Наступила длинная пауза. Затем фон Хольтиц сообщил Шпейделю, что, как и было приказано, он подготовил «мосты, железнодорожные вокзалы, коммунальные службы и их административные здания к уничтожению». Может ли он, спросил Хольтиц, «рассчитывать на помощь группы армий «Б» в вызволении его самого и своих солдат из города после того, как будут выполнены взрывные работы?» Опять наступила долгая пауза.

— Нет, — ответил Шпейдель, — боюсь, что нет, господин генерал.

Хольтиц утомленно вздохнул и спросил: «Есть ли у вас для меня какие-либо последние распоряжения?» Шпейдель ответил отрицательно.

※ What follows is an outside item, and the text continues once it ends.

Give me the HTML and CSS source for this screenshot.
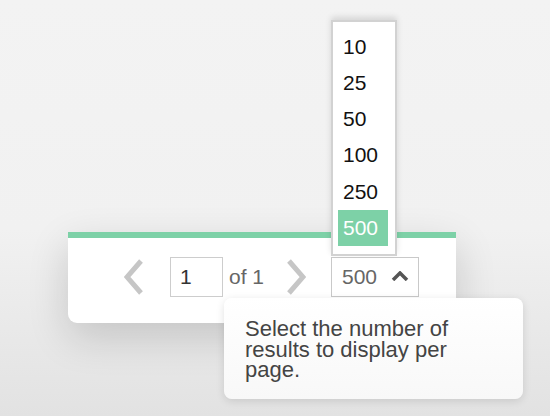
FILE: index.html
```html
<!DOCTYPE html>
<html lang="en">
<head>
    <meta charset="UTF-8">
    <meta name="viewport" content="width=device-width, initial-scale=1.0">
    <title>Pagination</title>
    <link rel="stylesheet" href="styles.css">
</head>
<body>

    <div class="pager">
        <button class="nav-btn" type="button" aria-label="Previous page">
            <svg width="20" height="36" viewBox="0 0 20 36"><polyline points="17,2 3,18 17,34" /></svg>
        </button>
        <input class="page-input" type="text" value="1">
        <span class="page-total">of 1</span>
        <button class="nav-btn next" type="button" aria-label="Next page">
            <svg width="20" height="36" viewBox="0 0 20 36"><polyline points="3,2 17,18 3,34" /></svg>
        </button>

        <div class="size-wrap">
            <ul class="size-list">
                <li>10</li>
                <li>25</li>
                <li>50</li>
                <li>100</li>
                <li>250</li>
                <li class="selected">500</li>
            </ul>
            <div class="size-select">
                <span>500</span>
                <svg width="18" height="10" viewBox="0 0 18 10"><polyline points="2,9 9,2 16,9" /></svg>
            </div>
            <div class="tooltip">Select the number of results to display per page.</div>
        </div>
    </div>

</body>
</html>
```

FILE: styles.css
```css
html {
    height: 100%;
}
body {
    font-family: "Liberation Sans", Arial, sans-serif;
    background: linear-gradient(#f3f3f3 0%, #f1f1f1 55%, #e2e2e2 100%);
    min-height: 100%;
    margin: 0;
    padding-top: 232px;
    box-sizing: border-box;
}
.pager {
    margin-left: 68px;
    width: 388px;
    box-sizing: border-box;
    background-color: white;
    border-top: 6px solid #7dd1a7;
    border-radius: 0 0 9px 9px;
    box-shadow: 0 14px 40px rgba(0, 0, 0, 0.16);
    padding: 18px 0 26px 56px;
    display: flex;
    align-items: center;
}
.nav-btn {
    background: none;
    border: none;
    padding: 0;
    width: 20px;
    height: 36px;
    margin-right: 26px;
    cursor: pointer;
}
.nav-btn.next {
    margin-right: 25px;
}
.nav-btn svg polyline {
    fill: none;
    stroke: #c6c6c6;
    stroke-width: 5;
}
.page-input {
    width: 53px;
    height: 40px;
    box-sizing: border-box;
    border: 1.5px solid #cdcdcd;
    padding: 0 0 0 9px;
    font-family: inherit;
    font-size: 21px;
    color: #333;
    margin-right: 6px;
}
.page-total {
    font-size: 21px;
    color: #666;
    width: 57px;
}
.size-wrap {
    position: relative;
}
.size-select {
    width: 88px;
    height: 40px;
    box-sizing: border-box;
    border: 1.5px solid #c9c9c9;
    padding: 0 0 0 10px;
    margin-top: 1px;
    display: flex;
    align-items: center;
    font-size: 21px;
    color: #666;
}
.size-select svg {
    margin-left: 14px;
    margin-top: -3px;
}
.size-select svg polyline {
    fill: none;
    stroke: #555;
    stroke-width: 3.5;
}
.size-list {
    position: absolute;
    left: 0;
    bottom: 100%;
    width: 66px;
    box-sizing: border-box;
    list-style: none;
    margin: 0;
    padding: 7px 7px 8px 5px;
    background-color: white;
    border: 2px solid #d2d2d2;
    box-shadow: 0 -3px 6px rgba(0, 0, 0, 0.12);
}
.size-list li {
    height: 36.2px;
    line-height: 36.2px;
    padding-left: 5px;
    font-size: 21px;
    color: #111;
}
.size-list li.selected {
    background-color: #7dd1a7;
    color: white;
}
.tooltip {
    position: absolute;
    left: -107px;
    top: 42px;
    width: 299px;
    height: 101px;
    box-sizing: border-box;
    padding: 21px 21px 0 21px;
    background: linear-gradient(#ffffff, #f8f8f8);
    border-radius: 8px;
    box-shadow: 0 2px 8px rgba(0, 0, 0, 0.12);
    font-size: 22px;
    line-height: 20.5px;
    color: #444;
}
```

— Тогда, дорогой мой Шпейдель, — продолжал фон Хольтиц, — мне ничего не остается, как только попрощаться с вами. Прошу вас, присмотрите за моей женой и детьми в Баден-Бадене.

— Присмотрю, — ответил Шпейдель напряженным от волнения голосом, — обещаю вам.

В отеле «Мёрис» усталый командующий округом Большого Парижа повесил трубку. Больше ею он не воспользуется.